Hervé Maurey : C'est une approche très française de commencer par dire il faut créer un nouvel impôt. Il y a des crédits qui normalement doivent aller aux routes et qui, aujourd'hui, ne vont pas aux routes. Quand on a supprimé l'écotaxe avant même de la mettre en place, on a augmenté la taxe sur l'essence pour financer les routes mais une partie seulement de cette recette supplémentaire a été allouée aux routes. Une partie seulement des recettes des radars vont aux routes alors que, normalement, les recettes des radars devraient aller à l'entretien des routes. Avant de dire Créons une nouvelle taxe, il faudrait utiliser les crédits qui ont été fléchés pour les routes pour les entretenir réellement. On voit bien qu'il y a une urgence aujourd'hui. (...) Je ne suis pas contre l'idée de dire que c'est aux usagers, notamment aux poids lourds qui dégradent les routes, de payer une partie de cette dégradation mais le problème n'est pas là. Ça fait des années que l'État et les départements - notamment à cause de la baisse des dotations de l'État - font des économies sur l'entretien des routes. Au Sénat, nous avons alerté depuis un certain temps les pouvoirs publics parce que, si on ne réagit pas, on va se trouver dans la même situation qu'en matière ferroviaire. On sait très bien qu'on a un réseau ferroviaire dramatiquement mal entretenu parce que, pendant des années, on a fait des économies sur cet entretien. Aujourd'hui, il se passe exactement la même chose sur les routes. (...) Il risque de se passer ce qu'il vient de se passer en Italie. (...) Si on ne réagit pas très vite sur la question de l'entretien du réseau routier (...) on n'est pas du tout à l'abri d'une catastrophe.
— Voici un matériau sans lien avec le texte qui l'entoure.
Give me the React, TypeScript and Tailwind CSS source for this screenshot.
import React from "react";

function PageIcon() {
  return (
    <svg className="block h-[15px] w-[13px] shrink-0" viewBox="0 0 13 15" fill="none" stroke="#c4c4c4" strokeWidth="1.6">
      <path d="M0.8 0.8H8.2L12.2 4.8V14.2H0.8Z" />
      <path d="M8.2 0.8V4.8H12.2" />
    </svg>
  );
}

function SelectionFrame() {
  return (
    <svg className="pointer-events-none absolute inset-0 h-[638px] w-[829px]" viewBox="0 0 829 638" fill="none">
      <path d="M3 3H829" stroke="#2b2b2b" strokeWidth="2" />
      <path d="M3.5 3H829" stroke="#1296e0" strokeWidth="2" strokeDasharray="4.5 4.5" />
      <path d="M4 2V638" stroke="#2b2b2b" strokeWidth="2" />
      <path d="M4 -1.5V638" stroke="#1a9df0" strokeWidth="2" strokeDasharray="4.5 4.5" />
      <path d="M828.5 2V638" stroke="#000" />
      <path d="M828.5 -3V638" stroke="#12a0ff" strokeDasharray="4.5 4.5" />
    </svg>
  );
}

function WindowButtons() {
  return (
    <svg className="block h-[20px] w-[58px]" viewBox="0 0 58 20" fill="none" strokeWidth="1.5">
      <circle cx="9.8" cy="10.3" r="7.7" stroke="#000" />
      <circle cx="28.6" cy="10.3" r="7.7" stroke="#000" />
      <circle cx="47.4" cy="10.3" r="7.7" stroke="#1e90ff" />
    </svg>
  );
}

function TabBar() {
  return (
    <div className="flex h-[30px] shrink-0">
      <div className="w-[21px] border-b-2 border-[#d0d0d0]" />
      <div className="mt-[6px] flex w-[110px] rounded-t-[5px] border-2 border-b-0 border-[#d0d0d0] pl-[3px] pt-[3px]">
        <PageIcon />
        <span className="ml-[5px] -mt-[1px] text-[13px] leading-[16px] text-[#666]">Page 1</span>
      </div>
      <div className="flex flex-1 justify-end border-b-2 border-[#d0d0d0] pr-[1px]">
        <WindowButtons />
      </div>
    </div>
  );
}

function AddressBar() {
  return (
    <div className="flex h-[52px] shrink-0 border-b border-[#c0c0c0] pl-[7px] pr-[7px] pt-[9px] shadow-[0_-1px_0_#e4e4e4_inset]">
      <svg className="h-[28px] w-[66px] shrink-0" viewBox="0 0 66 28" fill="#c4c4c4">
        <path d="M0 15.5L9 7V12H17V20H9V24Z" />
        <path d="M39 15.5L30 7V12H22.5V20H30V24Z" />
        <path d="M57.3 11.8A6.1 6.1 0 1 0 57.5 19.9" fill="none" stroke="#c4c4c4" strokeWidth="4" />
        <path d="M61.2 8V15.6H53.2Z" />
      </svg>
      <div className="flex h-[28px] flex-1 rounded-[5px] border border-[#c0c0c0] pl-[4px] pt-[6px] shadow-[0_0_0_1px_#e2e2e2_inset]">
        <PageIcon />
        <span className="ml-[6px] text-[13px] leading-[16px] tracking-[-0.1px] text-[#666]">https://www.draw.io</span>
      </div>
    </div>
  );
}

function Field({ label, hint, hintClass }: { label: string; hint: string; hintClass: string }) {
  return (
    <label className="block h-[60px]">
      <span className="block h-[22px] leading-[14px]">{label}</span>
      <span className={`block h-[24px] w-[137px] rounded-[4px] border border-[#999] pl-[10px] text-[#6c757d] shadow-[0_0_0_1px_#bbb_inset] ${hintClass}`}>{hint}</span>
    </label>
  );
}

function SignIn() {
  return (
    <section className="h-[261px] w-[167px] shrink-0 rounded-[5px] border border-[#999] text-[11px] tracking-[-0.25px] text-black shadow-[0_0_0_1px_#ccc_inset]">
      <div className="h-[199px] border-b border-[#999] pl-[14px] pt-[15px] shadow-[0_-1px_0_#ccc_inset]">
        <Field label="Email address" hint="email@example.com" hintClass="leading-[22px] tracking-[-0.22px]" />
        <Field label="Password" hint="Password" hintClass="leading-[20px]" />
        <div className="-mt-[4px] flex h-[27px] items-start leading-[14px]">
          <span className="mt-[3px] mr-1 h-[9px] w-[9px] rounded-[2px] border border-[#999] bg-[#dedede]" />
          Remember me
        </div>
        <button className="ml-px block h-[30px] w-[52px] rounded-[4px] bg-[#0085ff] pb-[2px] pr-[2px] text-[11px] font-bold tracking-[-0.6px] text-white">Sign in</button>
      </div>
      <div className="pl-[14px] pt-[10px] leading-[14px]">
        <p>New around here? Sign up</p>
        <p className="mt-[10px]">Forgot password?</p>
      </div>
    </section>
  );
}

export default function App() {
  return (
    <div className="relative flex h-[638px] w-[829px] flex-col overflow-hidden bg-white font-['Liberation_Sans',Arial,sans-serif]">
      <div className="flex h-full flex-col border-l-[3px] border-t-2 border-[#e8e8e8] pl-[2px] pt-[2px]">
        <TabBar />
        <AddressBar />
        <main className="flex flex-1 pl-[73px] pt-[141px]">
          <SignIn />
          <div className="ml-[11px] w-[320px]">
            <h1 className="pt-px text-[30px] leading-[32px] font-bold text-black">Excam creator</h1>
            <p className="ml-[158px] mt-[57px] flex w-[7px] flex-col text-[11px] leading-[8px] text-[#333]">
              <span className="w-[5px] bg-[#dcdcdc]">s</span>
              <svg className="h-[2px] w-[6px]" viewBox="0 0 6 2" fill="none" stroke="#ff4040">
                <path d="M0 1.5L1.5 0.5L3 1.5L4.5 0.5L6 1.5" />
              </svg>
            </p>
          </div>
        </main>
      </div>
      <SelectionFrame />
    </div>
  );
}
En France, il y a 200 000 ponts en service qui vont nécessiter de plus en plus de maintenance en vieillissant. Quel budget faut-il allouer à cette surveillance ?
Le conseil d'orientation des infrastructures, dont je fais partie, a remis au gouvernement un rapport au mois de février, avec plusieurs scénarios, pour une programmation pluri-annuelle de crédits. On attend les arbitrages de l'État et on espère qu'ils ne devraient pas tarder. Je rejoins tout à fait sur ce point le gouvernement quand il dit - mais il ne suffit pas de dire, il faut faire - que la priorité c'est la régénération du réseau, que ce soit le réseau ferroviaire, le réseau routier ou le réseau fluvial. (...) Pendant des années, on a sacrifié l'entretien des infrastructures et maintenant on voit bien qu'il est urgent de réagir et de mettre les moyens nécessaires si on veut éviter un drame comme celui qui vient de se produire en Italie. Ce n'est qu'une fois qu'on aura dégagé les priorités, les budgets et les moyens qu'on verra s'il faut ou non rajouter des recettes.
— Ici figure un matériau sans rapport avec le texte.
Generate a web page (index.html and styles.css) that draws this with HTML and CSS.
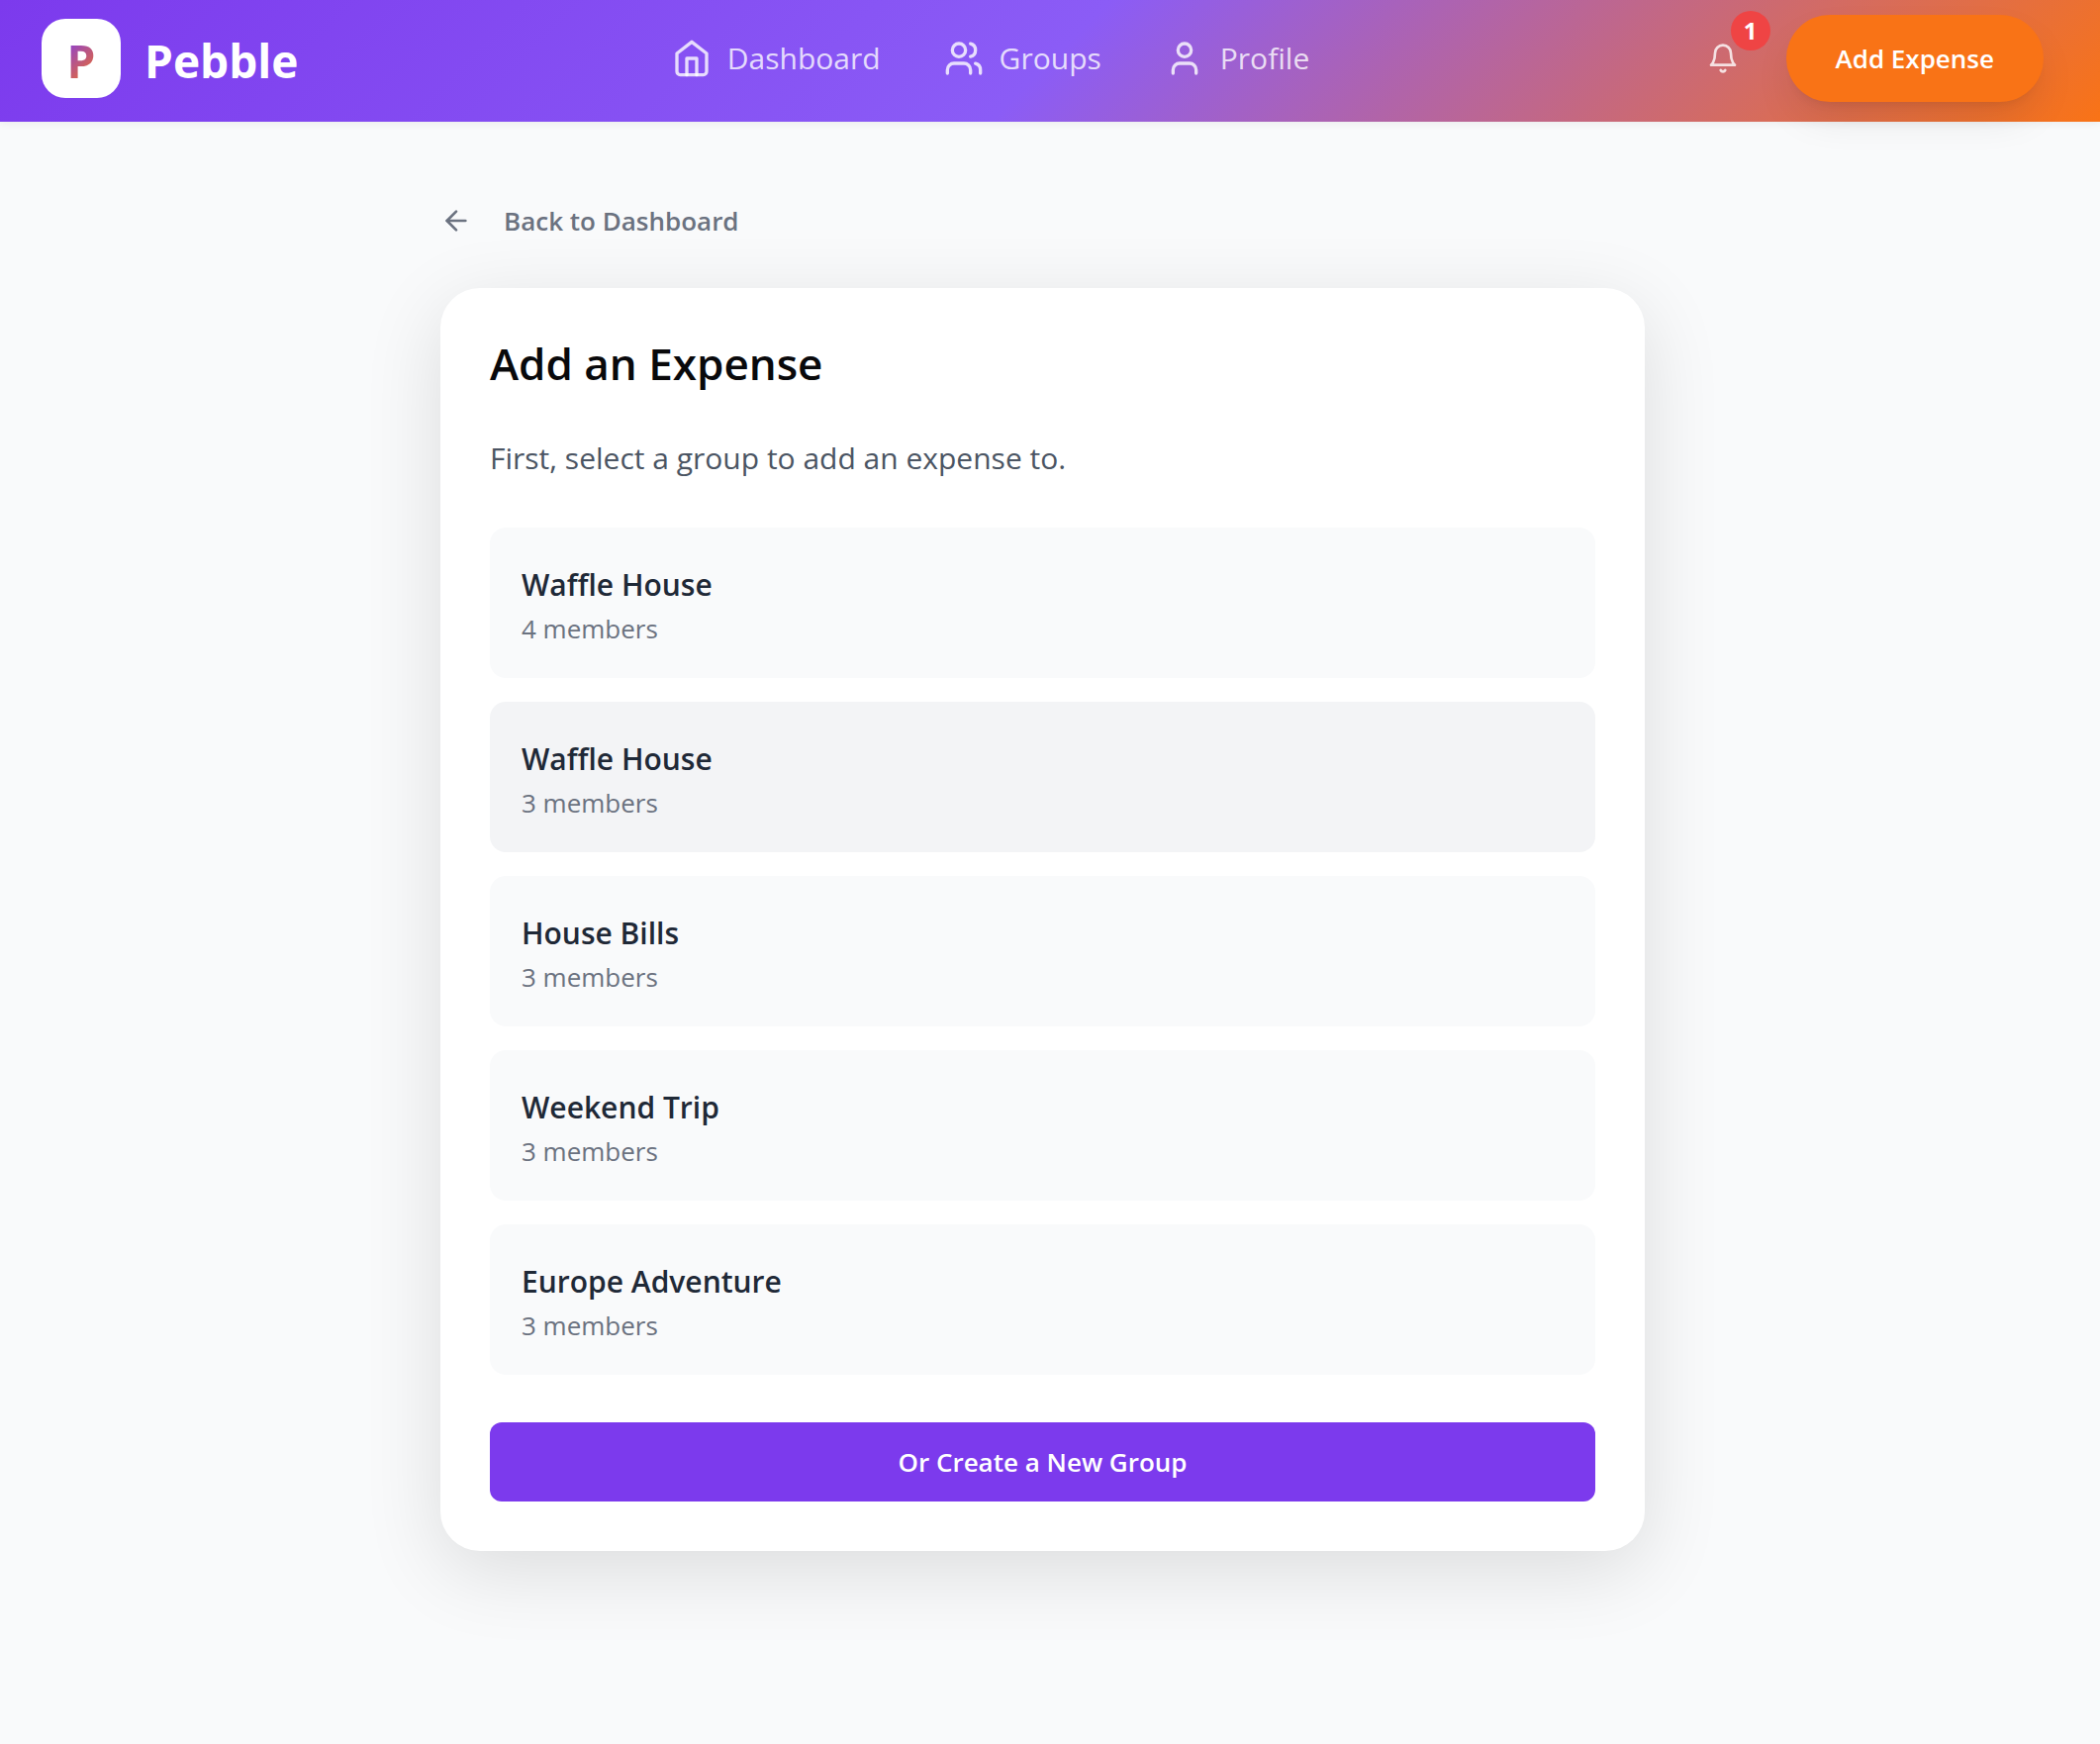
FILE: index.html
```html
<!DOCTYPE html>
<html lang="en">
<head>
  <meta charset="UTF-8" />
  <meta name="viewport" content="width=device-width, initial-scale=1.0"/>
  <title>Pebble - Add an Expense</title>
  <link rel="stylesheet" href="styles.css">
</head>
<body>
  <header class="navbar">
    <a class="brand" href="#">
      <span class="brand-mark"><span class="brand-letter">P</span></span>
      <span class="brand-name">Pebble</span>
    </a>

    <nav class="nav-links">
      <a href="#">
        <svg class="icon" viewBox="0 0 24 24" aria-hidden="true"><path d="m3 9 9-7 9 7v11a2 2 0 0 1-2 2H5a2 2 0 0 1-2-2z"/><polyline points="9 22 9 12 15 12 15 22"/></svg>
        Dashboard
      </a>
      <a href="#">
        <svg class="icon" viewBox="0 0 24 24" aria-hidden="true"><path d="M16 21v-2a4 4 0 0 0-4-4H6a4 4 0 0 0-4 4v2"/><circle cx="9" cy="7" r="4"/><path d="M22 21v-2a4 4 0 0 0-3-3.87"/><path d="M16 3.13a4 4 0 0 1 0 7.75"/></svg>
        Groups
      </a>
      <a href="#">
        <svg class="icon" viewBox="0 0 24 24" aria-hidden="true"><path d="M19 21v-2a4 4 0 0 0-4-4H9a4 4 0 0 0-4 4v2"/><circle cx="12" cy="7" r="4"/></svg>
        Profile
      </a>
    </nav>

    <div class="nav-actions">
      <button class="bell" type="button" aria-label="Notifications">
        <svg class="icon icon-sm" viewBox="0 0 24 24" aria-hidden="true"><path d="M6 8a6 6 0 0 1 12 0c0 7 3 9 3 9H3s3-2 3-9"/><path d="M10.3 21a1.94 1.94 0 0 0 3.4 0"/></svg>
        <span class="badge">1</span>
      </button>
      <button class="btn-expense" type="button">Add Expense</button>
    </div>
  </header>

  <main class="page">
    <div class="content">
      <a class="back-link" href="#">
        <svg class="icon icon-sm" viewBox="0 0 24 24" aria-hidden="true"><path d="m12 19-7-7 7-7"/><path d="M19 12H5"/></svg>
        Back to Dashboard
      </a>

      <section class="card">
        <h1>Add an Expense</h1>
        <p class="intro">First, select a group to add an expense to.</p>

        <div class="group-list">
          <button class="group" type="button">
            <span class="group-name">Waffle House</span>
            <span class="group-members">4 members</span>
          </button>
          <button class="group active" type="button">
            <span class="group-name">Waffle House</span>
            <span class="group-members">3 members</span>
          </button>
          <button class="group" type="button">
            <span class="group-name">House Bills</span>
            <span class="group-members">3 members</span>
          </button>
          <button class="group" type="button">
            <span class="group-name">Weekend Trip</span>
            <span class="group-members">3 members</span>
          </button>
          <button class="group" type="button">
            <span class="group-name">Europe Adventure</span>
            <span class="group-members">3 members</span>
          </button>
        </div>

        <button class="btn-create" type="button">Or Create a New Group</button>
      </section>
    </div>
  </main>
</body>
</html>
```

FILE: styles.css
```css
* {
  box-sizing: border-box;
}
body {
  margin: 0;
  font-family: "Segoe UI", "Open Sans", "Noto Sans", sans-serif;
  font-size: 30px;
  line-height: 48px;
  background: #f9fafb;
  color: #09090b;
}
a {
  color: inherit;
  text-decoration: none;
}
button {
  font: inherit;
  color: inherit;
  border: none;
  padding: 0;
  background: none;
  cursor: pointer;
}
.icon {
  width: 40px;
  height: 40px;
  flex: none;
  fill: none;
  stroke: currentColor;
  stroke-width: 2;
  stroke-linecap: round;
  stroke-linejoin: round;
}
.icon-sm {
  width: 32px;
  height: 32px;
}

/* Navbar */
.navbar {
  display: flex;
  align-items: center;
  justify-content: space-between;
  min-height: 123px;
  padding: 0 57px 5px 42px;
  background: linear-gradient(135deg, #7c3aed 0%, #8b5cf6 50%, #f97316 100%);
  box-shadow: 0 2px 8px rgba(0, 0, 0, 0.06);
  color: white;
}
.brand {
  display: flex;
  align-items: center;
  gap: 24px;
  font-size: 46px;
  font-weight: 700;
}
.brand-mark {
  display: flex;
  align-items: center;
  justify-content: center;
  width: 80px;
  height: 80px;
  border-radius: 24px;
  background: white;
}
.brand-letter,
.brand-name {
  padding-top: 4px;
}
.brand-letter {
  background: linear-gradient(135deg, #7c3aed, #f97316);
  background-clip: text;
  -webkit-background-clip: text;
  color: transparent;
}
.nav-links {
  display: flex;
  gap: 64px;
}
.nav-links a {
  display: flex;
  align-items: center;
  gap: 16px;
  color: rgba(255, 255, 255, 0.8);
}
.nav-actions {
  display: flex;
  align-items: center;
  gap: 24px;
}
.bell {
  position: relative;
  display: flex;
  padding: 24px;
  color: rgba(255, 255, 255, 0.8);
}
.badge {
  position: absolute;
  top: -8px;
  right: -8px;
  width: 40px;
  height: 40px;
  border-radius: 50%;
  background: #ef4444;
  color: white;
  font-size: 24px;
  font-weight: 700;
  line-height: 40px;
  text-align: center;
}
.btn-expense {
  height: 88px;
  padding: 0 50px;
  border-radius: 44px;
  background: #f97316;
  box-shadow: 0 20px 40px -6px rgba(0, 0, 0, 0.1), 0 8px 12px -8px rgba(0, 0, 0, 0.1);
  font-size: 26px;
  font-weight: 600;
}

/* Page */
.page {
  padding: 76px 15px 195px 0;
}
.content {
  max-width: 1217px;
  margin: 0 auto;
}
.back-link {
  display: inline-flex;
  align-items: center;
  gap: 32px;
  margin-bottom: 44px;
  color: #6b7280;
  font-size: 26px;
  font-weight: 600;
}
.card {
  padding: 50px;
  border-radius: 40px;
  background: white;
  box-shadow: 0 20px 80px rgba(0, 0, 0, 0.12);
}
h1 {
  margin: 0 0 46px;
  font-size: 44px;
  font-weight: 600;
  line-height: 52px;
}
.intro {
  margin: 0 0 46px;
  color: #4b5563;
}
.group-list {
  display: flex;
  flex-direction: column;
  gap: 24px;
  margin-bottom: 48px;
}
.group {
  display: flex;
  flex-direction: column;
  padding: 34px 32px 30px;
  border-radius: 16px;
  background: #f9fafb;
  text-align: left;
}
.group.active,
.group:hover {
  background: #f3f4f6;
}
.group-name {
  color: #1f2937;
  font-weight: 600;
}
.group-members {
  color: #6b7280;
  font-size: 26px;
  line-height: 40px;
}
.btn-create {
  width: 100%;
  height: 80px;
  border-radius: 12px;
  background: #7c3aed;
  color: white;
  font-size: 26px;
  font-weight: 600;
}
```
L'enveloppe allouée aujourd'hui à l'entretien du réseau national, qui n'est pas géré par les concessions privées, est de 800 millions d'euros selon le budget 2018. Qu'en pensez-vous ?
Cette enveloppe est tout à fait insuffisante. On sait que l'écotaxe devait rapporter 1 milliard d'euros par an. (...) A force de diminuer les crédits, il arrive un moment où on est dans cette situation. On sait très bien que quand on n'investit pas un euros en année "n", on risque de devoir mettre 10 euros 10 ans plus tard. Plus on tarde à entretenir, plus il faut mettre des sommes proportionnellement importantes par la suite. Il est vraiment urgent que le gouvernement réagisse. J'espère que le drame qui vient de se produire en Italie constitutera un électrochoc sur ce sujet parce que, malheureusement, en France il faut souvent qu'il y ait des catastrophes pour qu'on mette enfin les moyens nécessaires. On a vu ça quand il y a eu des accidents à des passages à niveau : il y a eu des crédits qui ont été mis pour en supprimer un certain nombre. On a vu ça aussi à une époque après des accidents dans des tunnels. J'espère que ce drame aura au moins le mérite de conduire à ce que, très vite, quand le gouvernement sera sorti de sa torpeur estivale - parce que pour l'instant on n'a pas eu de réaction forte du gouvernement français - il annoncera qu'il est temps de mettre en place un plan Marshall pour notre réseau routier.